Stated problem —
Skip any picture you find and retype all the remaining lines exactly.

Information provided —
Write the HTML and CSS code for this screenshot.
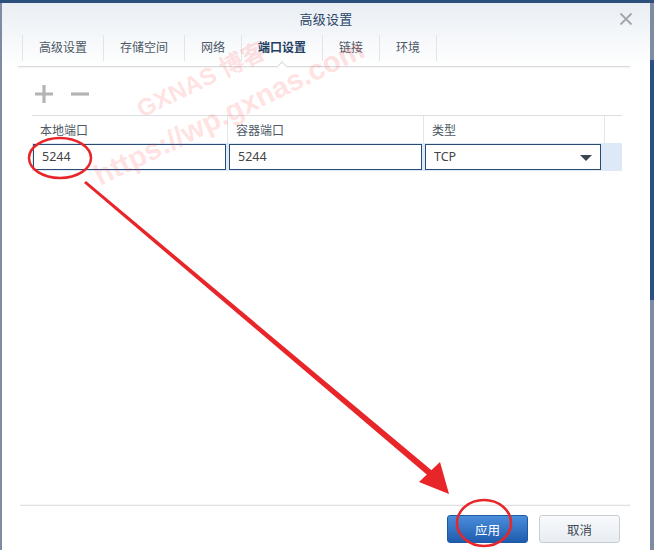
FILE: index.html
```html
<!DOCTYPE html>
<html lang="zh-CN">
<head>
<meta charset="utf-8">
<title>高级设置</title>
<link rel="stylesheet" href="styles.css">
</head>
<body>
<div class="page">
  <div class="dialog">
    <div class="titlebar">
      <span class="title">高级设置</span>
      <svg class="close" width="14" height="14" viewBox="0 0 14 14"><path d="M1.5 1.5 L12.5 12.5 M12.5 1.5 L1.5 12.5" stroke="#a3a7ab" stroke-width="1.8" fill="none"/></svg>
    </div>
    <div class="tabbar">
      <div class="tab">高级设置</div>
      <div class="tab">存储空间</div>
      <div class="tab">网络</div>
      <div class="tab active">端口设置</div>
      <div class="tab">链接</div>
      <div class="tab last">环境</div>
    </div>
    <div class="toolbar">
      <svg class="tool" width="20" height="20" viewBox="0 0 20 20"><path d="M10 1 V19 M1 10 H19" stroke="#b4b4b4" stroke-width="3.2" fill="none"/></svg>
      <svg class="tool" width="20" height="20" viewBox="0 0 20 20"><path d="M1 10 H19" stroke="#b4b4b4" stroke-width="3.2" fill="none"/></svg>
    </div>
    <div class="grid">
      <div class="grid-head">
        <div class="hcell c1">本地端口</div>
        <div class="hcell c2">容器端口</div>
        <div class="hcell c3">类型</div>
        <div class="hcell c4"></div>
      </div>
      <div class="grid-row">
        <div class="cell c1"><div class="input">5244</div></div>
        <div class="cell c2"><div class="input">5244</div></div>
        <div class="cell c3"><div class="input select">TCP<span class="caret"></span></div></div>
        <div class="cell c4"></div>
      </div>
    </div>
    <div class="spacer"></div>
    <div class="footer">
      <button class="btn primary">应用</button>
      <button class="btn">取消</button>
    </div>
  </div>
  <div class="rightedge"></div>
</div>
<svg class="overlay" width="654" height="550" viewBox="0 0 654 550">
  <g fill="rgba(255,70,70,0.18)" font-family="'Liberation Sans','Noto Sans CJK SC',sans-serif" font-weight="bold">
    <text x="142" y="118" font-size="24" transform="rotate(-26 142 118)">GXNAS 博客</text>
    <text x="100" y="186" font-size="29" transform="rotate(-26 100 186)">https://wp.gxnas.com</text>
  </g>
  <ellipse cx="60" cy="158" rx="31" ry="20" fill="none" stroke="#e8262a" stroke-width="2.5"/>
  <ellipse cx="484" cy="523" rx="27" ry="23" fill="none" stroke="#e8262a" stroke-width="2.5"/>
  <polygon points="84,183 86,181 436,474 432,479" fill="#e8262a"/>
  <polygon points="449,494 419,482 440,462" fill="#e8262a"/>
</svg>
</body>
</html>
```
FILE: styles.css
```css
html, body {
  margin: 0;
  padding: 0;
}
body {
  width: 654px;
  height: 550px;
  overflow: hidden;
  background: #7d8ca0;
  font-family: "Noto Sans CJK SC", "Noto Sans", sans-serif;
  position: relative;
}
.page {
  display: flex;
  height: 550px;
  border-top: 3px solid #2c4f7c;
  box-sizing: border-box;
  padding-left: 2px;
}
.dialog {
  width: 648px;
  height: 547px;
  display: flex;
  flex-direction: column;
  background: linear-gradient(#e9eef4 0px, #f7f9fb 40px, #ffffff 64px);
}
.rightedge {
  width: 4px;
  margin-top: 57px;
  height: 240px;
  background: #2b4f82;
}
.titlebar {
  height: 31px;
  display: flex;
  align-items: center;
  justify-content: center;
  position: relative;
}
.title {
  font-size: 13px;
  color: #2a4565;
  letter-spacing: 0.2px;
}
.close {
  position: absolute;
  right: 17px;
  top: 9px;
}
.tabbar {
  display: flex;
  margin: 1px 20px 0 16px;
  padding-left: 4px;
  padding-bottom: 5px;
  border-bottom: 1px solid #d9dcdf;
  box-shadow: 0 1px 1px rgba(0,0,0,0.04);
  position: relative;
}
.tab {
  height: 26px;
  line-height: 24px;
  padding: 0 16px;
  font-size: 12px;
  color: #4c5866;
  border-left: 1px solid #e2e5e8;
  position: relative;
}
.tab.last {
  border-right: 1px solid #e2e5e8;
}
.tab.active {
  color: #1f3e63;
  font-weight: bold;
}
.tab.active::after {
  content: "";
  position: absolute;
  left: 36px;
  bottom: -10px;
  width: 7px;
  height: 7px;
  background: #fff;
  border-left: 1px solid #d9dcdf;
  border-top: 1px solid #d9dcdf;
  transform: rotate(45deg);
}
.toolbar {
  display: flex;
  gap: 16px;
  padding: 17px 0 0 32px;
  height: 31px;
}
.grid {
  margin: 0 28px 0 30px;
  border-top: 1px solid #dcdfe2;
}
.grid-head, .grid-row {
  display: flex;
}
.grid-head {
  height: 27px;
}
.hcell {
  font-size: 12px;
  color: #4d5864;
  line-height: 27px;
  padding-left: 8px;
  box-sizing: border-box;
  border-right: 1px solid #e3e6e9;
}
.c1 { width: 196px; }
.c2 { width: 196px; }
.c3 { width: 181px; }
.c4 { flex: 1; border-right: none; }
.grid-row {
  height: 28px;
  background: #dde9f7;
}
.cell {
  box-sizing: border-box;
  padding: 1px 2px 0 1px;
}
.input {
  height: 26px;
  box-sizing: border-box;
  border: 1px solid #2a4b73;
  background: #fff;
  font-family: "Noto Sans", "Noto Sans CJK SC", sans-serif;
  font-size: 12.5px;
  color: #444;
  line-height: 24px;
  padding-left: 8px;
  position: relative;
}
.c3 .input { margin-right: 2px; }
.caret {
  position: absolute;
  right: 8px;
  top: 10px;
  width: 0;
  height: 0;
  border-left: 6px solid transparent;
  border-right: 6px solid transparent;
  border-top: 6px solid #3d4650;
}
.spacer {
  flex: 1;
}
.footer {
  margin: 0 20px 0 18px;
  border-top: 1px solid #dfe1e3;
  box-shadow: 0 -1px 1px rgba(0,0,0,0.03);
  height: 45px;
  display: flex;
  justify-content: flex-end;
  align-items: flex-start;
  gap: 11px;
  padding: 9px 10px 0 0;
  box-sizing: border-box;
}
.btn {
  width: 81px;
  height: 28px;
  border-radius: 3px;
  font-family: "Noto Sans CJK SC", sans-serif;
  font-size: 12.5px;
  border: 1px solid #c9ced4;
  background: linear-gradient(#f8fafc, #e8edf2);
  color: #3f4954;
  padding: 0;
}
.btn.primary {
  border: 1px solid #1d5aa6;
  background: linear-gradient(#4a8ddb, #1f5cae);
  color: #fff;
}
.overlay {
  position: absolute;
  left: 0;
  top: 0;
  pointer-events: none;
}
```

The solution —
Write the HTML and CSS code for this screenshot.
FILE: index.html
```html
<!DOCTYPE html>
<html lang="zh-CN">
<head>
<meta charset="utf-8">
<title>高级设置</title>
<link rel="stylesheet" href="styles.css">
</head>
<body>
<div class="page">
  <div class="dialog">
    <div class="titlebar">
      <span class="title">高级设置</span>
      <svg class="close" width="14" height="14" viewBox="0 0 14 14"><path d="M1.5 1.5 L12.5 12.5 M12.5 1.5 L1.5 12.5" stroke="#a3a7ab" stroke-width="1.8" fill="none"/></svg>
    </div>
    <div class="tabbar">
      <div class="tab">高级设置</div>
      <div class="tab">存储空间</div>
      <div class="tab">网络</div>
      <div class="tab active">端口设置</div>
      <div class="tab">链接</div>
      <div class="tab last">环境</div>
    </div>
    <div class="toolbar">
      <svg class="tool" width="20" height="20" viewBox="0 0 20 20"><path d="M10 1 V19 M1 10 H19" stroke="#b4b4b4" stroke-width="3.2" fill="none"/></svg>
      <svg class="tool" width="20" height="20" viewBox="0 0 20 20"><path d="M1 10 H19" stroke="#b4b4b4" stroke-width="3.2" fill="none"/></svg>
    </div>
    <div class="grid">
      <div class="grid-head">
        <div class="hcell c1">本地端口</div>
        <div class="hcell c2">容器端口</div>
        <div class="hcell c3">类型</div>
        <div class="hcell c4"></div>
      </div>
      <div class="grid-row">
        <div class="cell c1"><div class="input">5244</div></div>
        <div class="cell c2"><div class="input">5244</div></div>
        <div class="cell c3"><div class="input select">TCP<span class="caret"></span></div></div>
        <div class="cell c4"></div>
      </div>
    </div>
    <div class="spacer"></div>
    <div class="footer">
      <button class="btn primary">应用</button>
      <button class="btn">取消</button>
    </div>
  </div>
  <div class="rightedge"></div>
</div>
<svg class="overlay" width="654" height="550" viewBox="0 0 654 550">
  <g fill="rgba(255,70,70,0.18)" font-family="'Liberation Sans','Noto Sans CJK SC',sans-serif" font-weight="bold">
    <text x="142" y="118" font-size="24" transform="rotate(-26 142 118)">GXNAS 博客</text>
    <text x="100" y="186" font-size="29" transform="rotate(-26 100 186)">https://wp.gxnas.com</text>
  </g>
  <ellipse cx="60" cy="158" rx="31" ry="20" fill="none" stroke="#e8262a" stroke-width="2.5"/>
  <ellipse cx="484" cy="523" rx="27" ry="23" fill="none" stroke="#e8262a" stroke-width="2.5"/>
  <polygon points="84,183 86,181 436,474 432,479" fill="#e8262a"/>
  <polygon points="449,494 419,482 440,462" fill="#e8262a"/>
</svg>
</body>
</html>
```
FILE: styles.css
```css
html, body {
  margin: 0;
  padding: 0;
}
body {
  width: 654px;
  height: 550px;
  overflow: hidden;
  background: #7d8ca0;
  font-family: "Noto Sans CJK SC", "Noto Sans", sans-serif;
  position: relative;
}
.page {
  display: flex;
  height: 550px;
  border-top: 3px solid #2c4f7c;
  box-sizing: border-box;
  padding-left: 2px;
}
.dialog {
  width: 648px;
  height: 547px;
  display: flex;
  flex-direction: column;
  background: linear-gradient(#e9eef4 0px, #f7f9fb 40px, #ffffff 64px);
}
.rightedge {
  width: 4px;
  margin-top: 57px;
  height: 240px;
  background: #2b4f82;
}
.titlebar {
  height: 31px;
  display: flex;
  align-items: center;
  justify-content: center;
  position: relative;
}
.title {
  font-size: 13px;
  color: #2a4565;
  letter-spacing: 0.2px;
}
.close {
  position: absolute;
  right: 17px;
  top: 9px;
}
.tabbar {
  display: flex;
  margin: 1px 20px 0 16px;
  padding-left: 4px;
  padding-bottom: 5px;
  border-bottom: 1px solid #d9dcdf;
  box-shadow: 0 1px 1px rgba(0,0,0,0.04);
  position: relative;
}
.tab {
  height: 26px;
  line-height: 24px;
  padding: 0 16px;
  font-size: 12px;
  color: #4c5866;
  border-left: 1px solid #e2e5e8;
  position: relative;
}
.tab.last {
  border-right: 1px solid #e2e5e8;
}
.tab.active {
  color: #1f3e63;
  font-weight: bold;
}
.tab.active::after {
  content: "";
  position: absolute;
  left: 36px;
  bottom: -10px;
  width: 7px;
  height: 7px;
  background: #fff;
  border-left: 1px solid #d9dcdf;
  border-top: 1px solid #d9dcdf;
  transform: rotate(45deg);
}
.toolbar {
  display: flex;
  gap: 16px;
  padding: 17px 0 0 32px;
  height: 31px;
}
.grid {
  margin: 0 28px 0 30px;
  border-top: 1px solid #dcdfe2;
}
.grid-head, .grid-row {
  display: flex;
}
.grid-head {
  height: 27px;
}
.hcell {
  font-size: 12px;
  color: #4d5864;
  line-height: 27px;
  padding-left: 8px;
  box-sizing: border-box;
  border-right: 1px solid #e3e6e9;
}
.c1 { width: 196px; }
.c2 { width: 196px; }
.c3 { width: 181px; }
.c4 { flex: 1; border-right: none; }
.grid-row {
  height: 28px;
  background: #dde9f7;
}
.cell {
  box-sizing: border-box;
  padding: 1px 2px 0 1px;
}
.input {
  height: 26px;
  box-sizing: border-box;
  border: 1px solid #2a4b73;
  background: #fff;
  font-family: "Noto Sans", "Noto Sans CJK SC", sans-serif;
  font-size: 12.5px;
  color: #444;
  line-height: 24px;
  padding-left: 8px;
  position: relative;
}
.c3 .input { margin-right: 2px; }
.caret {
  position: absolute;
  right: 8px;
  top: 10px;
  width: 0;
  height: 0;
  border-left: 6px solid transparent;
  border-right: 6px solid transparent;
  border-top: 6px solid #3d4650;
}
.spacer {
  flex: 1;
}
.footer {
  margin: 0 20px 0 18px;
  border-top: 1px solid #dfe1e3;
  box-shadow: 0 -1px 1px rgba(0,0,0,0.03);
  height: 45px;
  display: flex;
  justify-content: flex-end;
  align-items: flex-start;
  gap: 11px;
  padding: 9px 10px 0 0;
  box-sizing: border-box;
}
.btn {
  width: 81px;
  height: 28px;
  border-radius: 3px;
  font-family: "Noto Sans CJK SC", sans-serif;
  font-size: 12.5px;
  border: 1px solid #c9ced4;
  background: linear-gradient(#f8fafc, #e8edf2);
  color: #3f4954;
  padding: 0;
}
.btn.primary {
  border: 1px solid #1d5aa6;
  background: linear-gradient(#4a8ddb, #1f5cae);
  color: #fff;
}
.overlay {
  position: absolute;
  left: 0;
  top: 0;
  pointer-events: none;
}
```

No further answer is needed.